Once more it was hard to get going but reluctantly we made for the ferry, where it came from I don't know, but common sense prevailled. At Devoran we were pleasantly surprised to see that the tandem had stopped at the Quay Inn and we joined Martyn and Margaret in the beer garden for a debrief. I don't use a computer but I imagine we covered a good few miles, made all the more interesting by chasing up the hills our very own Columbian mountain goat, Phil (Quintana) 4. Great ride, great company. Perfick day out! Robin
Utterley Butterleigh Audax 04/09 report
Sep 5, 2016, 7:26 pm
With the weekend weather looking very ominous I headed to Budleigh Salterton in the hope that Sunday would be dry. It was dry and stayed dry for the whole of the ride.

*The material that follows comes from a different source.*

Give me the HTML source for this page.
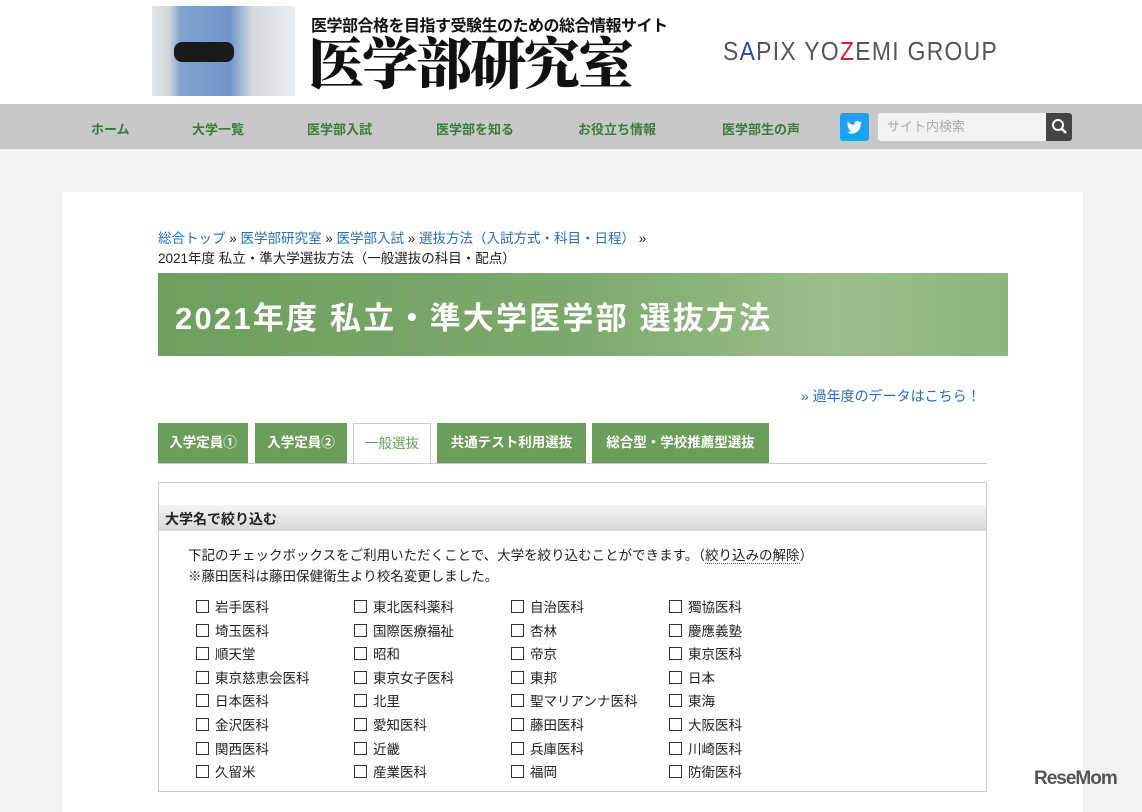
<!DOCTYPE html>
<html><head><meta charset="utf-8"><style>
*{margin:0;padding:0;box-sizing:border-box}
body{width:1142px;height:801px;overflow:hidden;background:#f2f2f2;font-family:"Liberation Sans","Noto Sans CJK JP",sans-serif;color:#222;position:relative}
.hdr{position:absolute;left:0;top:0;width:1142px;height:104px;background:#fff}
.photo{position:absolute;left:152px;top:6px;width:143px;height:90px;background:linear-gradient(90deg,#e4e6ea,#d0d4da 12%,#7fa3d0 20%,#6f96c8 55%,#9db6d6 62%,#d5d9df 70%,#eceef0)}
.photo:after{content:"";position:absolute;left:22px;top:36px;width:60px;height:20px;background:#1a1a1a;border-radius:8px}
.sub{position:absolute;left:311px;top:12px;font-size:16px;font-weight:bold;color:#111;letter-spacing:-0.5px}
.logo{position:absolute;left:308px;top:30px;font-family:"Noto Serif CJK SC",serif;font-size:56px;font-weight:900;color:#111;line-height:62px;letter-spacing:-2px}
.sapix{position:absolute;left:723px;top:36px;font-size:26px;color:#555;letter-spacing:1.5px;transform:scaleX(0.88);transform-origin:left}
.nav{position:absolute;left:0;top:104px;width:1142px;height:45px;background:#c8c8c8}
.nav span{position:absolute;top:15px;font-size:13px;font-weight:bold;color:#3c7a3c}
.tw{position:absolute;left:840px;top:113px;width:29px;height:28px;background:#1da1f2;border-radius:3px}
.srch{position:absolute;left:878px;top:113px;width:168px;height:28px;background:#f2f2f2;border-radius:3px 0 0 3px;color:#aaa;font-size:13px;line-height:28px;padding-left:9px}
.sbtn{position:absolute;left:1046px;top:113px;width:26px;height:28px;background:#444;border-radius:0 3px 3px 0}
.main{position:absolute;left:62px;top:192px;width:1021px;height:620px;background:#fff}
.bc{position:absolute;left:158px;top:229px;font-size:13.5px;line-height:20px;color:#222}
.bc a{color:#2a6fb0;text-decoration:none}
.banner{position:absolute;left:158px;top:273px;width:850px;height:83px;background:linear-gradient(90deg,#6e9f5f,#7ea96c 50%,#9cbf8a 80%,#8cb67a);color:#fff;font-size:31px;font-weight:bold;padding:20px 0 0 17px;letter-spacing:2.2px}
.past{position:absolute;left:801px;top:386px;font-size:14px;color:#2a6fb0}
.tab{position:absolute;top:423px;height:40px;background:#6b9e5a;color:#fff;font-size:13.5px;font-weight:bold;line-height:40px;text-align:center}
.tab.on{background:#fff;color:#6b9e5a;border:1px solid #ccc;border-bottom:none;height:41px;font-weight:normal}
.tline{position:absolute;left:158px;top:463px;width:829px;height:1px;background:#ccc}
.box{position:absolute;left:158px;top:482px;width:829px;height:310px;border:1px solid #ccc}
.bh{position:absolute;left:159px;top:505px;width:827px;height:26px;background:linear-gradient(#f4f4f4,#d8d8d8);font-size:14px;font-weight:bold;padding:4px 0 0 6px}
.desc{position:absolute;left:188px;top:545px;font-size:13.5px;line-height:21px}
.desc u{text-decoration:none;border-bottom:1px dotted #555}
.cb{position:absolute;font-size:13.5px;margin-top:-2px}
.cb:before{content:"";display:inline-block;width:11px;height:11px;border:1px solid #333;margin-right:6px;vertical-align:-1px}
.rm{position:absolute;left:1034px;top:768px;font-size:19px;font-weight:bold;color:#555;letter-spacing:-1px}
</style></head><body>
<div class="hdr"></div>
<div class="photo"></div>
<div class="sub">医学部合格を目指す受験生のための総合情報サイト</div>
<div class="logo">医学部研究室</div>
<div class="sapix">S<span style="color:#2b4a9a">A</span>PIX YO<span style="color:#d0202a">Z</span>EMI GROUP</div>
<div class="nav">
<span style="left:91px">ホーム</span><span style="left:192px">大学一覧</span><span style="left:307px">医学部入試</span><span style="left:436px">医学部を知る</span><span style="left:578px">お役立ち情報</span><span style="left:722px">医学部生の声</span>
</div>
<div class="tw"><svg width="29" height="28" viewBox="0 0 29 28"><path d="M22 9.5c-.6.3-1.2.4-1.8.5.7-.4 1.1-1 1.4-1.7-.6.4-1.3.6-2 .8a3.1 3.1 0 0 0-5.3 2.8c-2.6-.1-4.9-1.4-6.4-3.3-.9 1.5-.4 3.3.9 4.2-.5 0-1-.2-1.4-.4 0 1.5 1.1 2.8 2.5 3.1-.5.1-.9.2-1.4.1.4 1.3 1.6 2.1 2.9 2.2A6.3 6.3 0 0 1 7 19.1 8.8 8.8 0 0 0 20.6 11.3c.6-.5 1.100-1 1.4-1.800z" fill="#fff"/></svg></div>
<div class="srch">サイト内検索</div>
<div class="sbtn"><svg width="26" height="28"><circle cx="12" cy="12" r="5" stroke="#fff" stroke-width="2" fill="none"/><path d="M16 16l4 4" stroke="#fff" stroke-width="2.5"/></svg></div>
<div class="main"></div>
<div class="bc"><a>総合トップ</a> » <a>医学部研究室</a> » <a>医学部入試</a> » <a>選抜方法（入試方式・科目・日程）</a> »<br>2021年度 私立・準大学選抜方法（一般選抜の科目・配点）</div>
<div class="banner">2021年度 私立・準大学医学部 選抜方法</div>
<div class="past">» 過年度のデータはこちら！</div>
<div class="tab" style="left:158px;width:90px">入学定員①</div>
<div class="tab" style="left:255px;width:92px">入学定員②</div>
<div class="tab on" style="left:353px;width:78px">一般選抜</div>
<div class="tab" style="left:437px;width:149px">共通テスト利用選抜</div>
<div class="tab" style="left:592px;width:177px">総合型・学校推薦型選抜</div>
<div class="tline"></div>
<div class="box"></div>
<div class="bh">大学名で絞り込む</div>
<div class="desc">下記のチェックボックスをご利用いただくことで、大学を絞り込むことができます。（<u>絞り込みの解除</u>）<br>※藤田医科は藤田保健衛生より校名変更しました。</div>
<div class="cb" style="left:196px;top:598px">岩手医科</div><div class="cb" style="left:354px;top:598px">東北医科薬科</div><div class="cb" style="left:511px;top:598px">自治医科</div><div class="cb" style="left:669px;top:598px">獨協医科</div>
<div class="cb" style="left:196px;top:622px">埼玉医科</div><div class="cb" style="left:354px;top:622px">国際医療福祉</div><div class="cb" style="left:511px;top:622px">杏林</div><div class="cb" style="left:669px;top:622px">慶應義塾</div>
<div class="cb" style="left:196px;top:645px">順天堂</div><div class="cb" style="left:354px;top:645px">昭和</div><div class="cb" style="left:511px;top:645px">帝京</div><div class="cb" style="left:669px;top:645px">東京医科</div>
<div class="cb" style="left:196px;top:669px">東京慈恵会医科</div><div class="cb" style="left:354px;top:669px">東京女子医科</div><div class="cb" style="left:511px;top:669px">東邦</div><div class="cb" style="left:669px;top:669px">日本</div>
<div class="cb" style="left:196px;top:692px">日本医科</div><div class="cb" style="left:354px;top:692px">北里</div><div class="cb" style="left:511px;top:692px">聖マリアンナ医科</div><div class="cb" style="left:669px;top:692px">東海</div>
<div class="cb" style="left:196px;top:716px">金沢医科</div><div class="cb" style="left:354px;top:716px">愛知医科</div><div class="cb" style="left:511px;top:716px">藤田医科</div><div class="cb" style="left:669px;top:716px">大阪医科</div>
<div class="cb" style="left:196px;top:740px">関西医科</div><div class="cb" style="left:354px;top:740px">近畿</div><div class="cb" style="left:511px;top:740px">兵庫医科</div><div class="cb" style="left:669px;top:740px">川崎医科</div>
<div class="cb" style="left:196px;top:763px">久留米</div><div class="cb" style="left:354px;top:763px">産業医科</div><div class="cb" style="left:511px;top:763px">福岡</div><div class="cb" style="left:669px;top:763px">防衛医科</div>
<div class="rm">ReseMom</div>
</body></html>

There were about 80 riders in total booked on to the 2 distances and the 100k group set off at 9.00am. I rode with Dene, John,Sharon, Martina (Pz Wheelers) and Alex, the guy from behind the bar at the Feathers pub in Budleigh.
The start was fairly hilly but good for warming up for what was to come later. The lanes were nice and quiet and the views were pretty spectacular. We did though go virtually to Exeter and cycled alongside the Airport which was very new territory for me. We stopped for the first coffee stop at a cafe on the Canal at Tiverton which i remember from when I did the End to End. Between there and Honiton there were a couple of challenging hills. They were steep and long but with the reward of those spectacular views. The ride was as promised 'Undulating Devon Countryside' of which there was plenty. We passed through some really lovely villages with thatched cottages.
We reached the final stop in Honiton for further refreshments realising that the cut off time for the finish was at 16.04. - I'm sure they are usually later than that-. With the knowledge that the final 18 miles was either downhill or flat we set off at a rate of knots and made it back to base at around 3.35. I don't think I have ever cycled that fast for quite so far. Anyway we made it in time for tea and scones with cream and jam, the Devon way though.
All in all a brilliant day out with some fantastic people for company and I would recommend the ride.